Data section:
============================================================

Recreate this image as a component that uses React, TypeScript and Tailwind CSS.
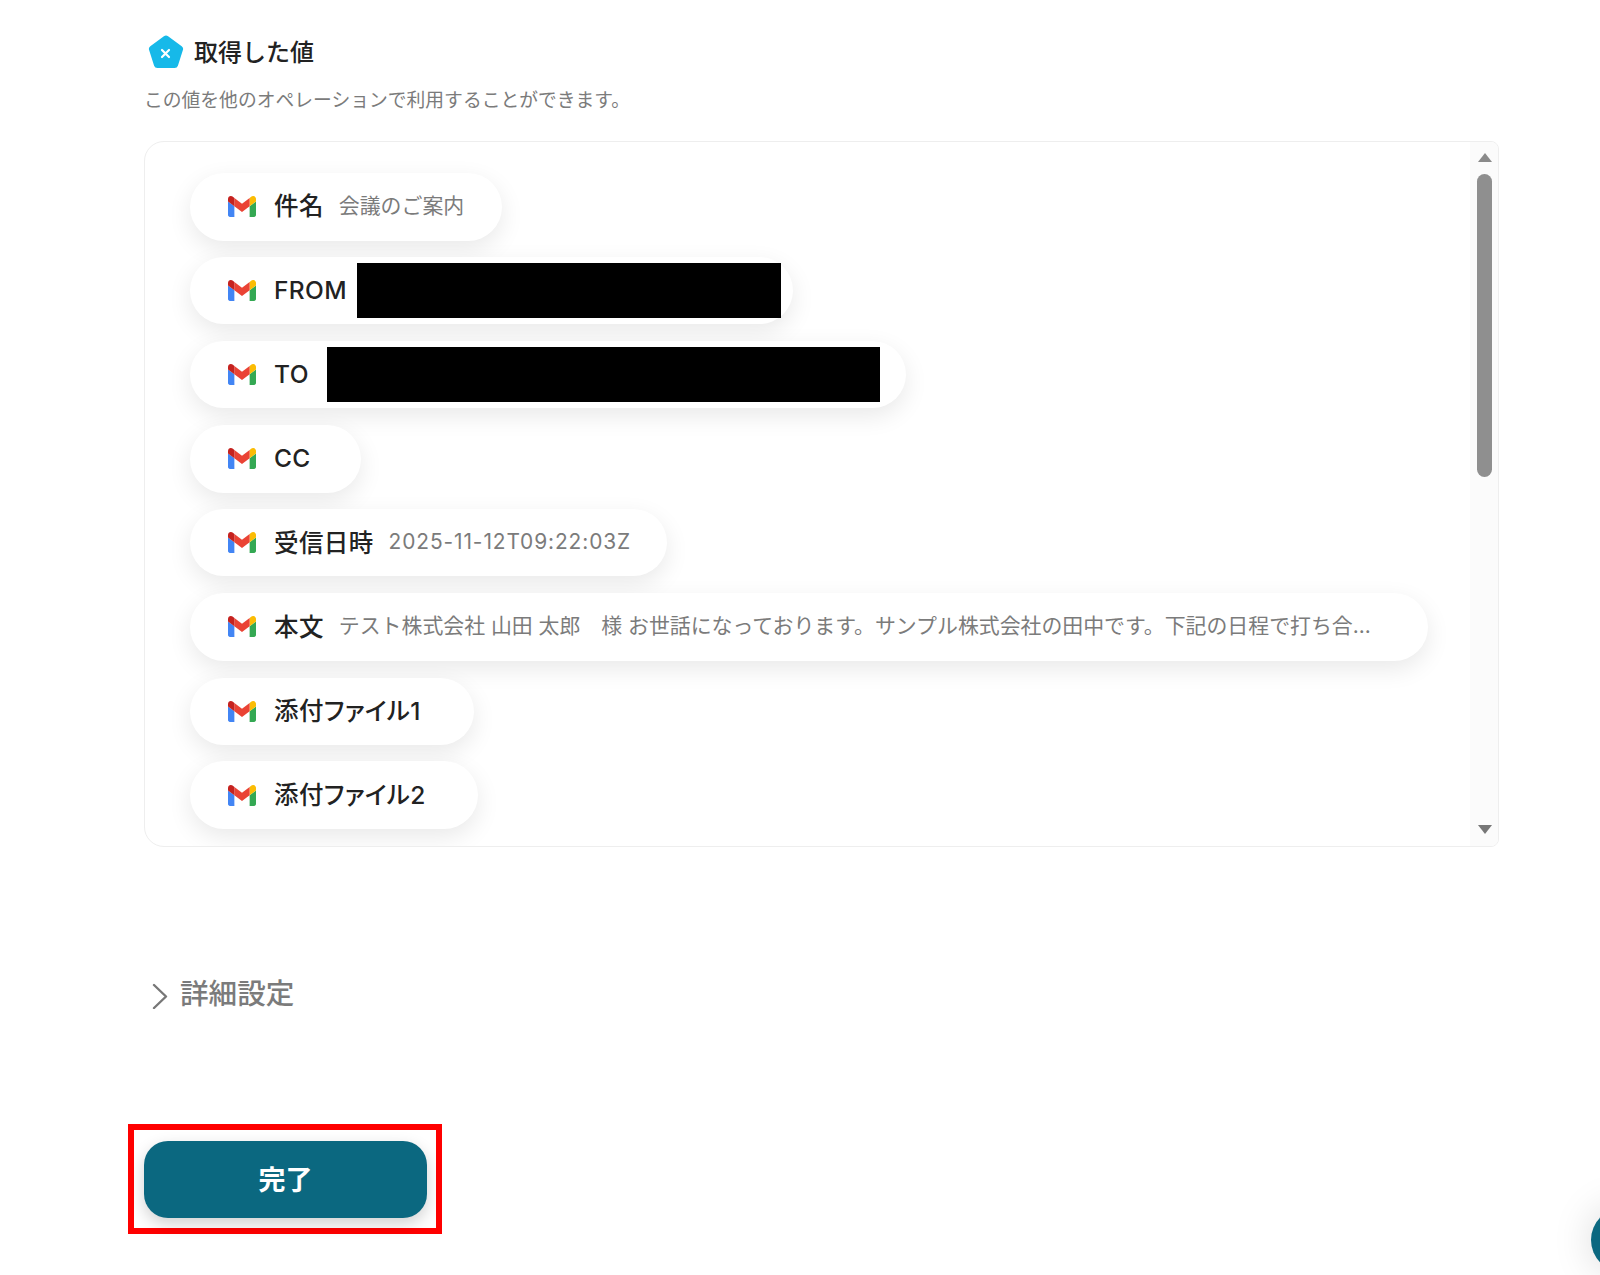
import type { ReactNode } from 'react';

const GmailIcon = () => (
  <svg viewBox="52 42 88 66" className="h-[21px] w-[28px] shrink-0">
    <path fill="#4285f4" d="M58 108h14V74L52 59v43c0 3.32 2.69 6 6 6" />
    <path fill="#34a853" d="M120 108h14c3.32 0 6-2.69 6-6V59l-20 15" />
    <path fill="#fbbc04" d="M120 48v26l20-15v-8c0-7.42-8.47-11.65-14.4-7.2" />
    <path fill="#ea4335" d="M72 74V48l24 18 24-18v26L96 92" />
    <path fill="#c5221f" d="M52 51v8l20 15V48l-5.6-4.2c-5.94-4.45-14.4-.22-14.4 7.2" />
  </svg>
);

const Pentagon = () => (
  <svg viewBox="0 0 36 34" className="h-[34px] w-[36px] shrink-0">
    <path
      fill="#16b9e9"
      d="M15.9 1.2a3.5 3.5 0 0 1 4.2 0l13.6 10a3.5 3.5 0 0 1 1.2 3.9l-5 15.6a3.5 3.5 0 0 1-3.3 2.4H9.4a3.5 3.5 0 0 1-3.3-2.4l-5-15.6a3.5 3.5 0 0 1 1.2-3.9z"
    />
    <path stroke="#fff" strokeWidth="2.2" strokeLinecap="round" d="M14 15l7 7M21 15l-7 7" />
  </svg>
);

type PillProps = {
  label: string;
  width: string;
  height: string;
  children?: ReactNode;
};

const Pill = ({ label, width, height, children }: PillProps) => (
  <div
    className={`flex shrink-0 items-center rounded-full bg-white pl-[38px] shadow-[0_8px_24px_rgba(0,0,0,0.09)] ${width} ${height}`}
  >
    <GmailIcon />
    <span className="ml-[18px] shrink-0 text-[24.5px] leading-none font-medium tracking-[0.4px] text-[#222] [font-feature-settings:'palt']">
      {label}
    </span>
    {children}
  </div>
);

const Value = ({ children, spaced }: { children: ReactNode; spaced?: boolean }) => (
  <span
    className={`ml-[15px] text-[20.9px] leading-none whitespace-nowrap text-[#7b7b7b] ${spaced ? 'tracking-[0.9px]' : ''}`}
  >
    {children}
  </span>
);

const Redacted = ({ margin, width }: { margin: string; width: string }) => (
  <span className={`h-[55px] bg-black ${margin} ${width}`} />
);

export default function App() {
  return (
    <div className="h-[1275px] overflow-hidden bg-white pt-[35px] pl-[144px] font-['Inter','Noto_Sans_CJK_JP',sans-serif]">
      <div className="flex items-center pl-[4px]">
        <Pentagon />
        <h2 className="ml-[10px] pt-[2px] text-[24px] leading-[32px] font-medium text-[#222]">取得した値</h2>
      </div>
      <p className="mt-[19px] text-[18.8px] leading-[26px] text-[#7b7b7b]">
        この値を他のオペレーションで利用することができます。
      </p>

      <div className="mt-[27px] flex h-[706px] w-[1355px] overflow-hidden rounded-l-[20px] rounded-r-[8px] border border-[#eeeeee]">
        <div className="flex flex-1 flex-col gap-[16.7px] overflow-hidden pt-[30.5px] pl-[45px]">
          <Pill label="件名" width="w-[312px]" height="h-[68px]">
            <Value>会議のご案内</Value>
          </Pill>
          <Pill label="FROM" width="w-[603px]" height="h-[67px]">
            <Redacted margin="ml-[10px]" width="w-[424px]" />
          </Pill>
          <Pill label="TO" width="w-[716px]" height="h-[67px]">
            <Redacted margin="ml-[18px]" width="w-[553px]" />
          </Pill>
          <Pill label="CC" width="w-[171px]" height="h-[68px]" />
          <Pill label="受信日時" width="w-[477px]" height="h-[67px]">
            <Value spaced>2025-11-12T09:22:03Z</Value>
          </Pill>
          <Pill label="本文" width="w-[1238px]" height="h-[68px]">
            <Value>テスト株式会社 山田 太郎　様 お世話になっております。サンプル株式会社の田中です。下記の日程で打ち合...</Value>
          </Pill>
          <Pill label="添付ファイル1" width="w-[284px]" height="h-[67px]" />
          <Pill label="添付ファイル2" width="w-[288px]" height="h-[68px]" />
        </div>

        <div className="flex w-[28px] shrink-0 flex-col items-center bg-[#fbfbfb] pt-[11px] pb-[12px] pl-[1px]">
          <div className="h-0 w-0 border-x-[7px] border-b-[9px] border-x-transparent border-b-[#8a8a8a]" />
          <div className="mt-[12px] h-[303px] w-[15px] rounded-full bg-[#8f8f8f]" />
          <div className="mt-auto h-0 w-0 border-x-[7px] border-t-[9px] border-x-transparent border-t-[#777777]" />
        </div>
      </div>

      <div className="mt-[127px] flex items-center pl-[7px]">
        <svg viewBox="0 0 18 26" className="h-[26px] w-[18px] shrink-0 translate-y-[2px]" fill="none">
          <path d="M3 2l12 11.5L3 25" stroke="#777" strokeWidth="2.4" strokeLinecap="round" strokeLinejoin="round" />
        </svg>
        <span className="ml-[11px] text-[28.6px] leading-[40px] font-medium text-[#7b7b7b]">詳細設定</span>
      </div>

      <div className="mt-[110px] -ml-[16px] box-border w-[314px] border-[6px] border-[#ff0000] px-[10px] pt-[11px] pb-[10px]">
        <button className="flex h-[77px] w-[283px] items-center justify-center rounded-[24px] bg-[#0b6880] pt-[4px] text-[27px] font-bold text-white shadow-[0_6px_16px_rgba(0,0,0,0.18)]">
          完了
        </button>
      </div>

      <div className="absolute top-[1208px] left-[1591px] h-[64px] w-[64px] rounded-full bg-[#0b6880] shadow-[0_0_40px_rgba(0,0,0,0.15)]" />
    </div>
  );
}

============================================================

Exercise description: Repeat the material verbatim. Do not carry over any picture.

Reply:
Recreate this image as a component that uses React, TypeScript and Tailwind CSS.
import type { ReactNode } from 'react';

const GmailIcon = () => (
  <svg viewBox="52 42 88 66" className="h-[21px] w-[28px] shrink-0">
    <path fill="#4285f4" d="M58 108h14V74L52 59v43c0 3.32 2.69 6 6 6" />
    <path fill="#34a853" d="M120 108h14c3.32 0 6-2.69 6-6V59l-20 15" />
    <path fill="#fbbc04" d="M120 48v26l20-15v-8c0-7.42-8.47-11.65-14.4-7.2" />
    <path fill="#ea4335" d="M72 74V48l24 18 24-18v26L96 92" />
    <path fill="#c5221f" d="M52 51v8l20 15V48l-5.6-4.2c-5.94-4.45-14.4-.22-14.4 7.2" />
  </svg>
);

const Pentagon = () => (
  <svg viewBox="0 0 36 34" className="h-[34px] w-[36px] shrink-0">
    <path
      fill="#16b9e9"
      d="M15.9 1.2a3.5 3.5 0 0 1 4.2 0l13.6 10a3.5 3.5 0 0 1 1.2 3.9l-5 15.6a3.5 3.5 0 0 1-3.3 2.4H9.4a3.5 3.5 0 0 1-3.3-2.4l-5-15.6a3.5 3.5 0 0 1 1.2-3.9z"
    />
    <path stroke="#fff" strokeWidth="2.2" strokeLinecap="round" d="M14 15l7 7M21 15l-7 7" />
  </svg>
);

type PillProps = {
  label: string;
  width: string;
  height: string;
  children?: ReactNode;
};

const Pill = ({ label, width, height, children }: PillProps) => (
  <div
    className={`flex shrink-0 items-center rounded-full bg-white pl-[38px] shadow-[0_8px_24px_rgba(0,0,0,0.09)] ${width} ${height}`}
  >
    <GmailIcon />
    <span className="ml-[18px] shrink-0 text-[24.5px] leading-none font-medium tracking-[0.4px] text-[#222] [font-feature-settings:'palt']">
      {label}
    </span>
    {children}
  </div>
);

const Value = ({ children, spaced }: { children: ReactNode; spaced?: boolean }) => (
  <span
    className={`ml-[15px] text-[20.9px] leading-none whitespace-nowrap text-[#7b7b7b] ${spaced ? 'tracking-[0.9px]' : ''}`}
  >
    {children}
  </span>
);

const Redacted = ({ margin, width }: { margin: string; width: string }) => (
  <span className={`h-[55px] bg-black ${margin} ${width}`} />
);

export default function App() {
  return (
    <div className="h-[1275px] overflow-hidden bg-white pt-[35px] pl-[144px] font-['Inter','Noto_Sans_CJK_JP',sans-serif]">
      <div className="flex items-center pl-[4px]">
        <Pentagon />
        <h2 className="ml-[10px] pt-[2px] text-[24px] leading-[32px] font-medium text-[#222]">取得した値</h2>
      </div>
      <p className="mt-[19px] text-[18.8px] leading-[26px] text-[#7b7b7b]">
        この値を他のオペレーションで利用することができます。
      </p>

      <div className="mt-[27px] flex h-[706px] w-[1355px] overflow-hidden rounded-l-[20px] rounded-r-[8px] border border-[#eeeeee]">
        <div className="flex flex-1 flex-col gap-[16.7px] overflow-hidden pt-[30.5px] pl-[45px]">
          <Pill label="件名" width="w-[312px]" height="h-[68px]">
            <Value>会議のご案内</Value>
          </Pill>
          <Pill label="FROM" width="w-[603px]" height="h-[67px]">
            <Redacted margin="ml-[10px]" width="w-[424px]" />
          </Pill>
          <Pill label="TO" width="w-[716px]" height="h-[67px]">
            <Redacted margin="ml-[18px]" width="w-[553px]" />
          </Pill>
          <Pill label="CC" width="w-[171px]" height="h-[68px]" />
          <Pill label="受信日時" width="w-[477px]" height="h-[67px]">
            <Value spaced>2025-11-12T09:22:03Z</Value>
          </Pill>
          <Pill label="本文" width="w-[1238px]" height="h-[68px]">
            <Value>テスト株式会社 山田 太郎　様 お世話になっております。サンプル株式会社の田中です。下記の日程で打ち合...</Value>
          </Pill>
          <Pill label="添付ファイル1" width="w-[284px]" height="h-[67px]" />
          <Pill label="添付ファイル2" width="w-[288px]" height="h-[68px]" />
        </div>

        <div className="flex w-[28px] shrink-0 flex-col items-center bg-[#fbfbfb] pt-[11px] pb-[12px] pl-[1px]">
          <div className="h-0 w-0 border-x-[7px] border-b-[9px] border-x-transparent border-b-[#8a8a8a]" />
          <div className="mt-[12px] h-[303px] w-[15px] rounded-full bg-[#8f8f8f]" />
          <div className="mt-auto h-0 w-0 border-x-[7px] border-t-[9px] border-x-transparent border-t-[#777777]" />
        </div>
      </div>

      <div className="mt-[127px] flex items-center pl-[7px]">
        <svg viewBox="0 0 18 26" className="h-[26px] w-[18px] shrink-0 translate-y-[2px]" fill="none">
          <path d="M3 2l12 11.5L3 25" stroke="#777" strokeWidth="2.4" strokeLinecap="round" strokeLinejoin="round" />
        </svg>
        <span className="ml-[11px] text-[28.6px] leading-[40px] font-medium text-[#7b7b7b]">詳細設定</span>
      </div>

      <div className="mt-[110px] -ml-[16px] box-border w-[314px] border-[6px] border-[#ff0000] px-[10px] pt-[11px] pb-[10px]">
        <button className="flex h-[77px] w-[283px] items-center justify-center rounded-[24px] bg-[#0b6880] pt-[4px] text-[27px] font-bold text-white shadow-[0_6px_16px_rgba(0,0,0,0.18)]">
          完了
        </button>
      </div>

      <div className="absolute top-[1208px] left-[1591px] h-[64px] w-[64px] rounded-full bg-[#0b6880] shadow-[0_0_40px_rgba(0,0,0,0.15)]" />
    </div>
  );
}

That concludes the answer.